John recently discovered that he was being charged 2.1GB for Sunday, even though it was Saturday when he found out. What gives? Leo says it's likely based on UTC Universal Time Zone or Greenwich Mean Time. So that's why it's listed as tomorrow. But if you have had data used up when you're not using it, then someone may be "borrowing a cup of wifi" from you. You can also check your router's data logs. Call AT&T and tell them that you aren't using that much data.
Ed can't figure out why he's being notified that he's using 150GB of data every month. He doesn't stream or download things. Leo says it's very easy to burn through 150GB a month. Windows updates are in the GBs now. He can go into his network and internet settings of his computer and see how much data he's using on each computer. His router may be able to tell him as well. He can navigate to his router's address in a browser window and it can tell him. If it doesn't, he can get a new router that can.
Bill has a family plan with Verizon and one of his kids has been using up most of the data resulting in three overage charges. The problem is, he doesn't use it much. Leo says he'll need to look at the phone and see what it says. He should look at the cell usage in the settings. If it roughly matches, then there's something that the iPhone is doing that is burning up bandwidth. The good news is that he can look at the data usage by app in the iPhone's settings.
Earl wants an unlimited data plan. Leo says that Sprint and T-Mobile both offer unlimited data plans. If he's not ready to jump to another carrier, he can save data by managing the settings in his iPhone. If he has iOS 8 or later, he should look under his usage settings.
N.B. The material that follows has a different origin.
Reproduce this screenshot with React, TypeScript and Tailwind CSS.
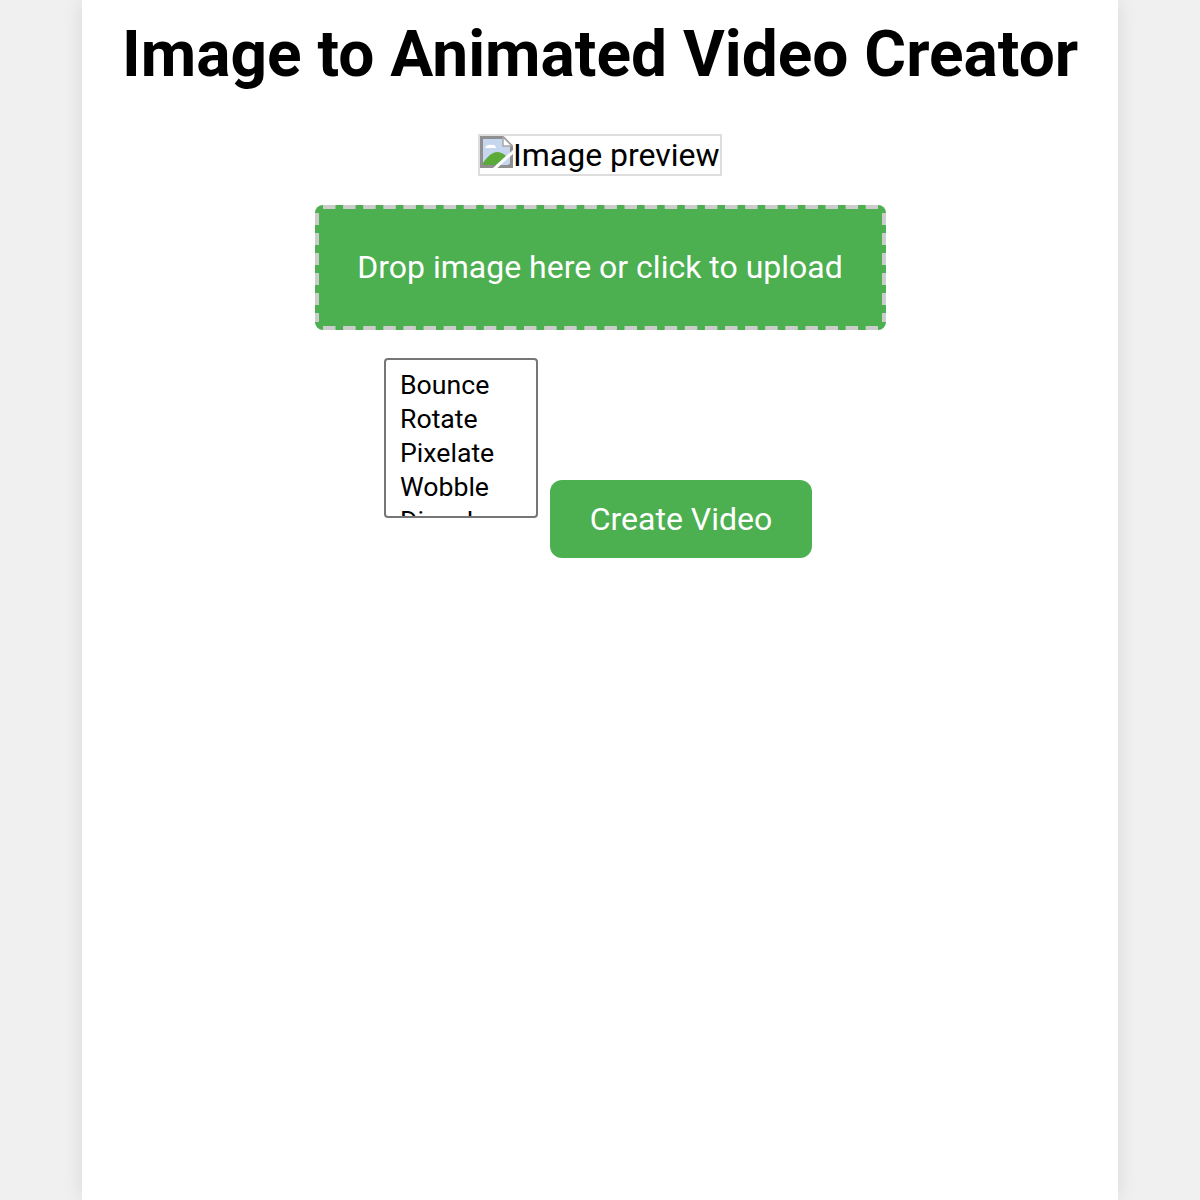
const EFFECTS = ["Bounce", "Rotate", "Pixelate", "Wobble", "Dissolve"];

function BrokenImageIcon() {
  return (
    <svg width="33" height="32" viewBox="0 0 33 32" className="shrink-0">
      <path d="M1.5 1.5H23L31.5 10V30.5H1.5Z" fill="#c6d6ee" stroke="#8f8f8f" strokeWidth="3" />
      <path d="M23 1V10H32Z" fill="#fff" stroke="#a8a8a8" strokeWidth="1.5" />
      <path d="M5 12c1-3 4-4 6-3 2-1 5 0 5 3Z" fill="#fff" />
      <path d="M3 29V27C7 21 12 16 17 16c3 0 6 1 9 4L16 29Z" fill="#5cab3a" />
      <path d="M14 33 34 15" stroke="#fff" strokeWidth="3" />
      <path d="M25 32 33 24.5V32Z" fill="#8f8f8f" />
    </svg>
  );
}

export default function App() {
  return (
    <div className="min-h-[1200px] bg-[#f0f0f0] px-[82px] font-['Roboto',sans-serif]">
      <div className="h-[1200px] bg-white px-10 shadow-[0_0_20px_rgba(0,0,0,0.1)] overflow-hidden">
        <h1 className="pt-[17px] text-center text-[64px] leading-[75px] font-bold text-black whitespace-nowrap">
          Image to Animated Video Creator
        </h1>

        <div className="mt-[42px] flex justify-center">
          <div className="flex h-[42px] w-[244px] items-start border-2 border-[#ddd] text-[32px] leading-[38px] text-black whitespace-nowrap">
            <BrokenImageIcon />
            <span>Image preview</span>
          </div>
        </div>

        <div className="mt-[28.5px] flex justify-center">
          <div className="relative flex h-[125px] w-[571px] items-center justify-center rounded-lg bg-[#4caf50] text-[32px] text-white whitespace-nowrap">
            Drop image here or click to upload
            <svg className="absolute inset-0" width="571" height="125" fill="none" stroke="#ccc" strokeWidth="4">
              <path d="M8 2H563M8 123H563" strokeDasharray="12.5 7.6" />
              <path d="M2 8V117M569 8V117" strokeDasharray="12 8" />
            </svg>
          </div>
        </div>

        <div className="mt-[28.5px] flex items-start justify-center gap-3 pr-1">
          <select
            size={4}
            className="h-[160px] w-[154px] overflow-hidden rounded border-2 border-[#767676] bg-white px-3 pt-[9px] text-[26.67px] text-black outline-none [scrollbar-width:none]"
          >
            {EFFECTS.map((name) => (
              <option key={name} className="min-h-0 px-[2px] pt-0 pb-[2px]">
                {name}
              </option>
            ))}
          </select>
          <button className="mt-[122px] h-[78px] w-[262px] rounded-xl bg-[#4caf50] text-[32px] text-white">
            Create Video
          </button>
        </div>
      </div>
    </div>
  );
}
He can disable cellular data for individual apps.
Albert wants to know if there's any way to stream audio on his phone without killing his data caps. Leo says no. It'll use what it uses, but T-Mobile offers a way around this. They have deals with some of the streaming services and they don't count it against your data. T-Mobile calls it "Music Freedom".
T-Mobile is very aggressive with great packages that include stuff like this, which is one of the reasons Leo likes them.
Wayne has been using Apple Music and it seems to use a lot of data. Leo says that T-Mobile has a great gig going on where they allow users to stream for free, and it doesn't count against user bandwidth caps. But AT&T doesn't offer that.
Jeffrey wants to know if a larger screen phone uses up more data than a smaller screen phone. Leo says that it could the case when streaming video. Sites like Netflix and YouTube will notice that you're using a high resolution screen and automatically stream higher resolution video, and that definitely uses more data.
Jim has an iPhone 5 through Verizon and he's being nailed for "excessive use of data" with charges over $300 a month, and he has no idea why because nothing has changed in his usage. Verizon claims he's using up to 1 GB a day! But he isn't using even close to that. He doesn't stream video, and is rarely listening to Pandora. Leo says that going into the usage meter in the settings, he can see what the phone thinks he's using. Is the hotspot turned on? Streaming video can easily get 1GB a day if he's not careful.
Mike picked up a Motorola Moto G 2nd generation, but keeps auto updating over data. It does it on its own, and nobody can figure out why it's updating all the time. Leo says it sounds like the carrier doing an update every day, which is probably a phone home kind of update. It's not normal and it's likely related to his cellular service.
Taylor has an iPad 3 with Verizon 4G. Despite having plenty of data left, he gets a message on the iPad saying that he's reached his data limit. Then when he clicks "later" to dismiss the message, it won't let him access data. He's called Verizon, but they are claiming it's an Apple issue.